The full board votes today on what represents an increase in the existing target of 12 percent despite the fact that the Department of Transportation has fallen below even that target in the last three years.
The recommendation resulted from a study by a consortium of consulting firms, public meetings attended by nearly 200 people and 45 written comments.
The consultants studied how many companies are available for road-building work and what their abilities are.
About 30 percent of the companies interested in highway projects are either owned by ethnic minorities or women, but most aren’t big enough to handle major projects.
It found in looking at 4,800 contracts and subcontracts for $2 billion the department has awarded since 2009 that 12.4 percent went to firms owned by women or minorities. But only 9.7 percent went to those considered disadvantaged because of income or other factors.
Of the 12.4 percent, women owners got the largest share, 8.4 percent, with those owned by blacks taking 2.4 percent, Hispanics 1.1 percent and other minorities 0.5 percent.
It also discovered that many of the target firms are competing against one another for the same piece of the pie. For example, seven out of 10 of the target firms are in trucking and hauling.

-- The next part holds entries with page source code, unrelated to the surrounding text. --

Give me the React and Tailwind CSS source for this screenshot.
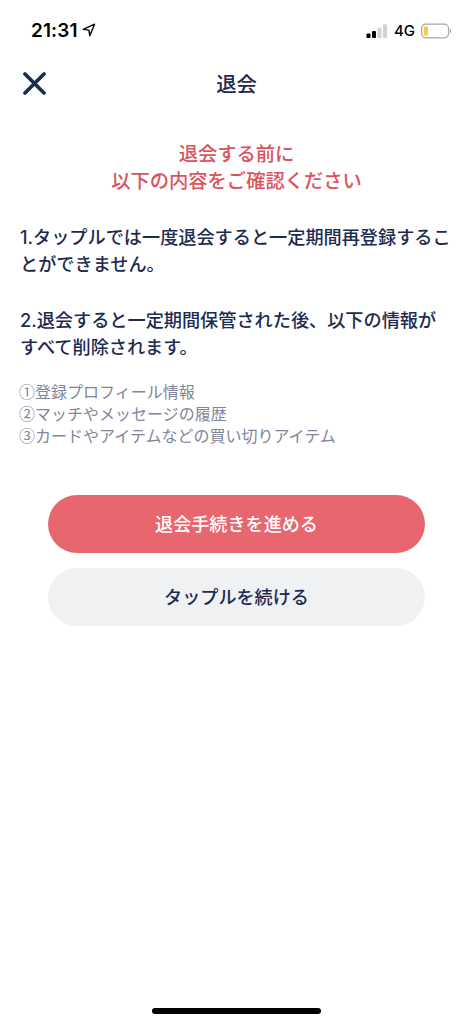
const removedItems = [
  '①登録プロフィール情報',
  '②マッチやメッセージの履歴',
  '③カードやアイテムなどの買い切りアイテム',
]

function StatusBar() {
  return (
    <div className="flex h-[61px] items-center pl-[31px] pr-[21px] font-['Inter',sans-serif] text-black">
      <span className="text-[19px] font-semibold leading-6 tracking-[0.1px]">21:31</span>
      <svg className="ml-[4px] mt-[-2px] h-[14px] w-[14px]" viewBox="0 0 14 14" fill="none" stroke="currentColor" strokeWidth="1.4" strokeLinejoin="round">
        <path d="M1.2 6.4 12.6 1.2 7.8 12.8 6.9 7.1Z" />
      </svg>
      <svg className="ml-auto h-4 w-[22px]" viewBox="0 0 22 16">
        <rect x="0.5" y="10.5" width="4" height="4.5" rx="1" />
        <rect x="6" y="8" width="4" height="7" rx="1" />
        <rect x="11.5" y="4.5" width="4" height="10.5" rx="1" fill="#d2d2d4" />
        <rect x="17" y="1.3" width="4" height="13.7" rx="1" fill="#d2d2d4" />
      </svg>
      <span className="ml-[6px] text-[15px] font-medium leading-6">4G</span>
      <svg className="ml-[6px] h-4 w-[31px]" viewBox="0 0 31 16">
        <rect x="0.7" y="1.2" width="26.8" height="13.6" rx="4" fill="none" stroke="#a6a6a8" strokeWidth="1.2" />
        <rect x="2.8" y="3.2" width="4.2" height="9.6" rx="1.6" fill="#f8cb46" />
        <path d="M28.8 5.7c1.8.5 1.8 4.1 0 4.6Z" fill="#a6a6a8" />
      </svg>
    </div>
  )
}

function App() {
  return (
    <div className="flex h-screen w-full flex-col bg-white font-['Noto_Sans_CJK_JP',sans-serif] text-[#1d2b50]">
      <StatusBar />

      <header className="grid h-[45px] grid-cols-3 items-center px-[23px]">
        <button aria-label="閉じる">
          <svg className="h-[23px] w-[23px]" viewBox="0 0 23 23" stroke="currentColor" strokeWidth="3.7" strokeLinecap="round">
            <path d="M2 2 21 21M21 2 2 21" />
          </svg>
        </button>
        <h1 className="pb-px text-center text-[20.3px] font-medium leading-7">退会</h1>
      </header>

      <main className="px-[19px] pt-[34px]">
        <h2 className="text-center text-[19.3px] font-medium leading-[27px] text-[#d9545e]">
          退会する前に<br />以下の内容をご確認ください
        </h2>

        <div className="mt-[30px] flex flex-col gap-[29px] whitespace-nowrap pl-px font-['Inter','Noto_Sans_CJK_JP',sans-serif] text-[18.17px] font-medium leading-[27px]">
          <p>1.タップルでは一度退会すると一定期間再登録するこ<br />とができません。</p>
          <p>2.退会すると一定期間保管された後、以下の情報が<br />すべて削除されます。</p>
        </div>

        <ul className="mt-[19px] text-[16px] leading-[22px] text-[#80869b]">
          {removedItems.map(item => <li key={item}>{item}</li>)}
        </ul>

        <div className="mx-[29px] mt-[49px] flex flex-col gap-[15px] text-[18.1px] font-medium">
          <button className="h-[58px] rounded-full bg-[#e8676f] text-white">退会手続きを進める</button>
          <button className="h-[58px] rounded-full bg-[#f0f1f3]">タップルを続ける</button>
        </div>
      </main>

      <div className="mx-auto mb-[10px] mt-auto h-[6px] w-[169px] rounded-full bg-black" />
    </div>
  )
}

export default App
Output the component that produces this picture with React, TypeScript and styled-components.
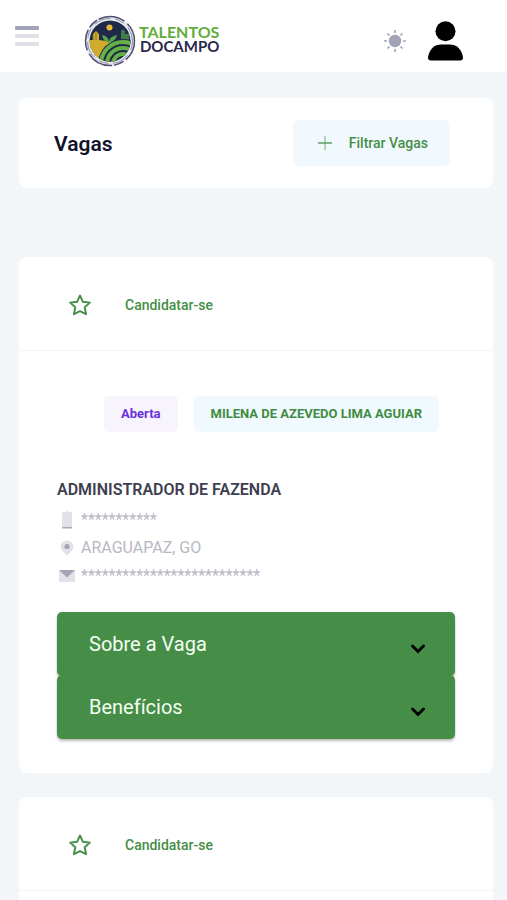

“Of course, we need to do more outreach to get people registered in the program,” said Michael Cooper, director of equal opportunity.
Among the tactics to boost minority participation is a computer system designed to better coordinate activities between the department’s various divisions to simplify dealings with the agency for the small businesses.
Board member Don Grantham endorsed the study.
“I believe we need to move this along,” he said.